Euro rallies as ECB extends bond-buying programme

Investing

Eurozone bond yields hovered around all-time lows and the euro rallied on Thursday after the European Central Bank announced further asset purchases and held rates steady.

The euro climbed 0.4 per cent to $1.2132, close to its high of the year, after the ECB said it would expand its €1.35tn emergency bond-buying programme by another €500bn and extend it to March 2022, broadly in line with consensus expectations. The bank also kept its deposit rate unchanged at minus 0.5 per cent.

Italian, Spanish and Portuguese 10-year yields had all fallen to their lowest levels on record ahead of the central bank’s meeting, and remained around those levels after the announcement.

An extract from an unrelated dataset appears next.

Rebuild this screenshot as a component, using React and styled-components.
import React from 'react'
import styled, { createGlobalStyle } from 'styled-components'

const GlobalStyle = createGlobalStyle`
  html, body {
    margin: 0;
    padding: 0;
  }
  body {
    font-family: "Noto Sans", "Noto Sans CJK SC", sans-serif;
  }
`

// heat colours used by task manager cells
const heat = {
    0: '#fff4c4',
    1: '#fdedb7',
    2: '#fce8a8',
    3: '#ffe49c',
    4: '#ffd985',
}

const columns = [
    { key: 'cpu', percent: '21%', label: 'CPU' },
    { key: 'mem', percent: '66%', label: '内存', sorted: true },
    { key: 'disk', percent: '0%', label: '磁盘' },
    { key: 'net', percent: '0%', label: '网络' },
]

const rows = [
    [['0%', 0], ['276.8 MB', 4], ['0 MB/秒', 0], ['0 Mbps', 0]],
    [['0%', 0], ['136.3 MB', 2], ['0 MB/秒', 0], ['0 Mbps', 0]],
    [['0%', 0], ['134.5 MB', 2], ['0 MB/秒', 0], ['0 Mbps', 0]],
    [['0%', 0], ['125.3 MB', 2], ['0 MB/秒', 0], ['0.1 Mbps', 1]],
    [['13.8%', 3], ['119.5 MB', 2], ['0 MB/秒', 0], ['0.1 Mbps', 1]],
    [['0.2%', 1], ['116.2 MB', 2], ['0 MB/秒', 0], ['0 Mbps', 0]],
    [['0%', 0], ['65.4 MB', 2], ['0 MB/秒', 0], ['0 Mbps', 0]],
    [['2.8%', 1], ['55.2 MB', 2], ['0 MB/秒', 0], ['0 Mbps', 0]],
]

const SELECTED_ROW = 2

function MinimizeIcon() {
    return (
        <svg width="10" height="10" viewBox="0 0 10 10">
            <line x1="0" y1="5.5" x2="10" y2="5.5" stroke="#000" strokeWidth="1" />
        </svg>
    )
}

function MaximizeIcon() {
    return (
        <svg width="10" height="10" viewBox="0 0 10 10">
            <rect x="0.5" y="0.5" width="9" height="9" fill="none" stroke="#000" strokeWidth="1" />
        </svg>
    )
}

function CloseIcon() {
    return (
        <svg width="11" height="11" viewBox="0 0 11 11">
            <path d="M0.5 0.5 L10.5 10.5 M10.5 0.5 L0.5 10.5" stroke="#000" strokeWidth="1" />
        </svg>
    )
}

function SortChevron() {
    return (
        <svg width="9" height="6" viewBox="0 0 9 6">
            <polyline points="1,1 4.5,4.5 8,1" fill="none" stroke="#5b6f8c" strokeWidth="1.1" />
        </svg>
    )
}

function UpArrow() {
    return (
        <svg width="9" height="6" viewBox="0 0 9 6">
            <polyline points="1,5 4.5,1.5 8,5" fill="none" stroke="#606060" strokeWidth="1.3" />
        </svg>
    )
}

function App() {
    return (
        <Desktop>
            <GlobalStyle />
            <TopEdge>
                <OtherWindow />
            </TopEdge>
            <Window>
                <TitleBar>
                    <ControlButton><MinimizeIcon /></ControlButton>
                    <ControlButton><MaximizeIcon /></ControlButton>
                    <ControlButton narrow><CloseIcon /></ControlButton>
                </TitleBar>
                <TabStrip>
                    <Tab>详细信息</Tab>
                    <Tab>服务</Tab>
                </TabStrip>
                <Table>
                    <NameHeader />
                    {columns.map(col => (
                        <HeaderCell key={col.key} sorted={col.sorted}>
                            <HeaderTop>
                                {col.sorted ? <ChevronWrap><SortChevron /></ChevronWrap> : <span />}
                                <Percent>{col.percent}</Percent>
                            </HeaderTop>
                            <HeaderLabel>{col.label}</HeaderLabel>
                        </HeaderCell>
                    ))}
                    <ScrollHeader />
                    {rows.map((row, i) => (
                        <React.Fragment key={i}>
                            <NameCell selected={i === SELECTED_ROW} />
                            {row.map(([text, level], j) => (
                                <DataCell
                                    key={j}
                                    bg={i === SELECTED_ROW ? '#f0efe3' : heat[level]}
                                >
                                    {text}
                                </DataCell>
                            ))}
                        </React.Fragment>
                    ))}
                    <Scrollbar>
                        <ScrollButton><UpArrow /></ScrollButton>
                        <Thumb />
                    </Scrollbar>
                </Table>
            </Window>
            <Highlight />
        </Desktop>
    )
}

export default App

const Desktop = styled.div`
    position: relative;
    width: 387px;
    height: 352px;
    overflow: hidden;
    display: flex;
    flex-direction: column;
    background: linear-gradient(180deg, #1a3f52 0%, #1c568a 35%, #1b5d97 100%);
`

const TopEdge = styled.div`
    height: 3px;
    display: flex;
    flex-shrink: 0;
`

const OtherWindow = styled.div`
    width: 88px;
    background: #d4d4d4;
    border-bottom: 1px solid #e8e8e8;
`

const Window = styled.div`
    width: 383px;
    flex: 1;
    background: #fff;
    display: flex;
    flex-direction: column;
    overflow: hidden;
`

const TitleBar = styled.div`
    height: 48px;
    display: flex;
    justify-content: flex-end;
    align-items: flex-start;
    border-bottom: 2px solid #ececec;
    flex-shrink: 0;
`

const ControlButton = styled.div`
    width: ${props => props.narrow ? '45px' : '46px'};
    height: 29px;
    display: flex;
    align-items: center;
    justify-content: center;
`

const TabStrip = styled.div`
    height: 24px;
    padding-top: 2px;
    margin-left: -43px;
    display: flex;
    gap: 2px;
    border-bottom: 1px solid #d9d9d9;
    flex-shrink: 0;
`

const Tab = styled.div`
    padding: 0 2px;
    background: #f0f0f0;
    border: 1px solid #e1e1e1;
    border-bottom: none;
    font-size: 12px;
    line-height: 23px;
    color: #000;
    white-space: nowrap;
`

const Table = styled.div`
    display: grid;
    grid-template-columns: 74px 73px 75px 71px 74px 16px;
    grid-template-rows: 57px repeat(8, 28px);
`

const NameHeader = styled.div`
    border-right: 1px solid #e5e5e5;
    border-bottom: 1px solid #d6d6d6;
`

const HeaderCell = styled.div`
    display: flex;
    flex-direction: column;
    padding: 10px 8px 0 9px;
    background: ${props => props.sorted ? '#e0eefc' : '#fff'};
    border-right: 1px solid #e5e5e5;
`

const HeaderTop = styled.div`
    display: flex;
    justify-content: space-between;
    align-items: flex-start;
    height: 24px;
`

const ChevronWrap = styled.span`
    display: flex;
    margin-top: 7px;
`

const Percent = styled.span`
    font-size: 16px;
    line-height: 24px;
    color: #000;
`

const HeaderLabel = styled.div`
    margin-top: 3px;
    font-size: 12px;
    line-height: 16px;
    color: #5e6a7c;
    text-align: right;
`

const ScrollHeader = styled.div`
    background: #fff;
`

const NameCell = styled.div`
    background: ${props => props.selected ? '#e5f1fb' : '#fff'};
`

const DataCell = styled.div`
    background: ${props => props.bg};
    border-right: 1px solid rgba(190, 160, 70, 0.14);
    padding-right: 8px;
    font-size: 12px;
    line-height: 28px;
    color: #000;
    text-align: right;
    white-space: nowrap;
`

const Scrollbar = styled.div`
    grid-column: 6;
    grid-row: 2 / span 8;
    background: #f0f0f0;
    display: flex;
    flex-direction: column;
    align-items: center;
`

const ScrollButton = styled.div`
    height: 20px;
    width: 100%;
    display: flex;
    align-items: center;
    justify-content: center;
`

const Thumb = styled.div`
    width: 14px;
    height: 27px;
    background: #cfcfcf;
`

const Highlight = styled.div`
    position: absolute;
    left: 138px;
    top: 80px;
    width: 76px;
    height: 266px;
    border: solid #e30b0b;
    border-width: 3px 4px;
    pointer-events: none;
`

The move was signalled by Christine Lagarde, the central bank’s chief, in October and reinforced in meeting minutes released last month.

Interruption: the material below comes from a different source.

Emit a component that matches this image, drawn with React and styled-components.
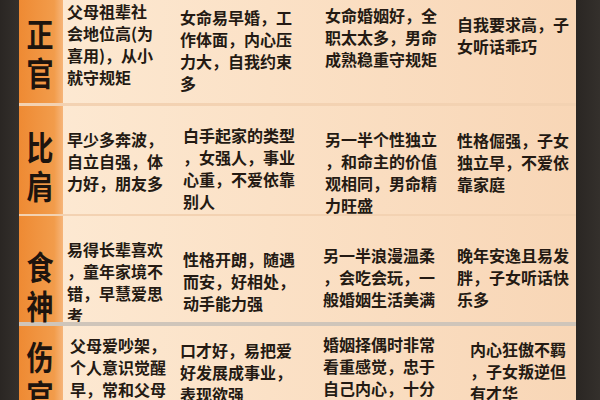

The ECB “broadly delivered what was very close to market expectations, which is which is why you’re not seeing much more than an initial knee jerk reaction”, said Francesca Fornasari, head of currency solutions at Insight Investment.

Hugh Gimber, global market strategist at JPMorgan Asset Management, said more important than the pace of new asset purchases was “how long [the ECB] are willing to confirm that they are there as a backstop for the market”.

The central bank would be “reluctant to pull away from the markets too sharply” because they were acting “almost like a comfort blanket”, he added.

Line chart of 10-year government yields (%) showing Eurozone bond yields near record lows

Ms Lagarde said on Thursday that not all of the increased sum available under the bond-buying programme need be used “if favourable financing conditions can be maintained”, but that the amount available could be “recalibrated” if necessary “to help counter the negative pandemic shock to the path to inflation”.

The ECB’s purchase programme has helped ignite a record-breaking rally in eurozone debt. Spain issued fresh 10-year debt at a negative yield for the first time on Thursday, with an auction of €920m of bonds maturing in October 2030 priced at a yield of minus 0.03 per cent.

It joins a club of eurozone nations being effectively paid by investors to borrow over a decade. Portugal’s 10-year yield turned negative two weeks ago.

The region-wide Stoxx Europe 600 index slipped 0.2 per cent, while Germany’s Dax fell 0.1 per cent. London’s FTSE 100 strengthened 0.5 per cent, helped by a weaker pound, which boosts the blue-chip index’s swath of dollar earners.

Sterling slid 0.8 per cent to $1.3286, as the deadline for a UK-EU trade agreement approached with no deal secured.

In recent weeks, investors have had to balance optimism over encouraging vaccine news against the economic cost of the pandemic gripping Europe and the US.

Data from the Office for National Statistics showed the UK’s economic recovery faltered in October as the services sector was hit again by renewed restrictions. That month, UK output grew at its slowest rate since May.

However, in more upbeat news, Canada became the third country to approve the Pfizer/BioNTech Covid-19 vaccine, after the UK and Bahrain.

In the US, nerves about whether lawmakers would agree a new fiscal stimulus package caused equities to stall following record highs on Wall Street earlier this week. Futures tipped the benchmark S&P 500 index to slip 0.2 per cent at the open.